Чиновник, разумеется, не мог знать, что ван де Берг хотел скрыть симптомы болезни, как след, который возьмет шныряющая повсюду болезнь и сможет тогда до него добраться. Он думал, рассказывает она, что болезнь не смогла бы его найти, если бы он сумел скрыть симптомы. Он разозлился на чиновника, не мог найти слов, и телефонная трубка выпала из его трясущихся рук. Он разрыдался и окончательно понял, что заполучил болезнь Паркинсона. Или, как он часто говорил: болезнь заполучила его. Этому предшествовали полтора года мучений. Он сам однажды сказал: «Не каждый, кто со стороны слышит о чём-то подозрительном в отношении себя, сразу же решится это проверить».
Это было пять лет назад. В последние месяцы он был, по ее словам, попеременно то в отчаянии, то в состоянии заторможенности. Впрочем, сейчас он несколько оживился, потому что переговоры о его конце всё-таки начались. «Ну вот, я вам много чего рассказала, так о чём вы, собственно, спрашивали?» Когда я повторяю свой вопрос о том, говорил ли он уже раньше о прекращении жизни, она отвечает, что да, и не раз. Правда, совсем недавно он думал, что жизнь его всё еще не настолько обесценилась, чтобы с нею покончить. Но теперь, пожалуй, пора.
После этого разговора я должен был встретить группу студентов-интернов, у которых среди дня практикум по диагностике. Меня охватывает дрожь при мысли, что я вынужден был бы примкнуть к ним, чтобы проходить всё это снова. Неужели медицине учили настолько плохо? Ну нет, плохо не совсем точное слово. В том, кáк мы это учили, было что-то постыдное.

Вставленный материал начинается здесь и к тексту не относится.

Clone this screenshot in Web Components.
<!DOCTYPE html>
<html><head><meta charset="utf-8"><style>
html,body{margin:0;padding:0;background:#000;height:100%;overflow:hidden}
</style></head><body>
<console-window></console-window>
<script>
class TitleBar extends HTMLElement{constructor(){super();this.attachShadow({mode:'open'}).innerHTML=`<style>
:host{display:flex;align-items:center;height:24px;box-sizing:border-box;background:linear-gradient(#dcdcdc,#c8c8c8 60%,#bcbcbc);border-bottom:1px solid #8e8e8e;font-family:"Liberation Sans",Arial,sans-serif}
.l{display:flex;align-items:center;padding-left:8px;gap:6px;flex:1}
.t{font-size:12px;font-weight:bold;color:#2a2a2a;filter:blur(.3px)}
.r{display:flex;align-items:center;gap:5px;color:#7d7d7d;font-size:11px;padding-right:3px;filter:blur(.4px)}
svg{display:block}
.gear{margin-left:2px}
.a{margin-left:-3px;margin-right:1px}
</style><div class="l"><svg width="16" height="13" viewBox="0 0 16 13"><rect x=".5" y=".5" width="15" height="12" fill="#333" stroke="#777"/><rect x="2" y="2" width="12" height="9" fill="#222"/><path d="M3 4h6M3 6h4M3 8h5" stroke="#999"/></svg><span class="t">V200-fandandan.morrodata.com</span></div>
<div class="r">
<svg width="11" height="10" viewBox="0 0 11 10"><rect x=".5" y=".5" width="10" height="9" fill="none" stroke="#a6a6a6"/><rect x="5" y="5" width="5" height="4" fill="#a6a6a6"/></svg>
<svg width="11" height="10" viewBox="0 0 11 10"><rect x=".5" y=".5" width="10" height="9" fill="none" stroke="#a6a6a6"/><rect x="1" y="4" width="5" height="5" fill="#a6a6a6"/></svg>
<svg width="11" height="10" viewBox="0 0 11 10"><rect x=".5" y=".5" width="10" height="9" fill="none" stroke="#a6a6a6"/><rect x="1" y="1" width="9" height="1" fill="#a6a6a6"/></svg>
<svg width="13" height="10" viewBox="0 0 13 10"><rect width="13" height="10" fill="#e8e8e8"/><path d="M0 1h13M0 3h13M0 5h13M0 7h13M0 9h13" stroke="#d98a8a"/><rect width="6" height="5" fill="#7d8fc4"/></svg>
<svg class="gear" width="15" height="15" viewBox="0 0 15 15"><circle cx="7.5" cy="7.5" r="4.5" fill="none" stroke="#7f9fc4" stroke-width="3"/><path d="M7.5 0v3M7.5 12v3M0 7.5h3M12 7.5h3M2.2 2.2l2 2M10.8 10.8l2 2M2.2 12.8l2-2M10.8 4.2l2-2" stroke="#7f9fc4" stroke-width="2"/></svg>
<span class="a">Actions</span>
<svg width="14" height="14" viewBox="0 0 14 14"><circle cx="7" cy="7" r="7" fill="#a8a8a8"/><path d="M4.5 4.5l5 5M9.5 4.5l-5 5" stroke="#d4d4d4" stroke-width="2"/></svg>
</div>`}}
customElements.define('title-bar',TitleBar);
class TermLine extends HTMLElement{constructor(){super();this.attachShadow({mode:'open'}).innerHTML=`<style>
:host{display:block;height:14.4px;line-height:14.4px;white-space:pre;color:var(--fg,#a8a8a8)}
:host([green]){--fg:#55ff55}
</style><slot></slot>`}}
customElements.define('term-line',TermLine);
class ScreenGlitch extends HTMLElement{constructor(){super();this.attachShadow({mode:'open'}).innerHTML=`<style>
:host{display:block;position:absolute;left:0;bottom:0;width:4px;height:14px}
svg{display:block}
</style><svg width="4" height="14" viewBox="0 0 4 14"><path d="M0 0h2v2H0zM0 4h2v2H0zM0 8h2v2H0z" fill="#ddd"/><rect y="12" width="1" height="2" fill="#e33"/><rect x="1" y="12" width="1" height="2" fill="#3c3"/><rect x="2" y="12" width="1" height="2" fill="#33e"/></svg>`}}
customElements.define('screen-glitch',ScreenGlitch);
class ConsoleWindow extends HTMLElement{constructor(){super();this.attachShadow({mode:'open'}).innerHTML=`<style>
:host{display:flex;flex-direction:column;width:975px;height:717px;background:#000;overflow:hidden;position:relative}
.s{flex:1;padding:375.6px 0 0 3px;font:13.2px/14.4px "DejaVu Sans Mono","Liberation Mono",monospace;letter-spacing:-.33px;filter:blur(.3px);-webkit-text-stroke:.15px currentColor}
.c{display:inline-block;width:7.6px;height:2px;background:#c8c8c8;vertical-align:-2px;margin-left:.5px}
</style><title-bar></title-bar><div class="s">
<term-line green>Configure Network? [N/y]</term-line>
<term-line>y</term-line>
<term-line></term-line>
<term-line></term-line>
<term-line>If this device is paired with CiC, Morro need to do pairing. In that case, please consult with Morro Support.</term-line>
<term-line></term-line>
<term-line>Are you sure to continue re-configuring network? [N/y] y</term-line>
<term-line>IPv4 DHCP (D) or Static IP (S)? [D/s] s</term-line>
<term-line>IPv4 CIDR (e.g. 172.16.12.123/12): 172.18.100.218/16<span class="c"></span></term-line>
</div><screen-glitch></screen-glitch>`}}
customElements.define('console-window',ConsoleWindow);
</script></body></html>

Вроде того, как если бы любой, желавший стать речным шкипером, должен был бы для каждого моста и шлюза Европы выучить наизусть имя тестя смотрителя и на экзамене за сорок секунд назвать двадцать имен, в которых три раза встречается буква «а». Будет считаться, что он выдержал экзамен, если окажется, что более 50 % из им названных еще живы.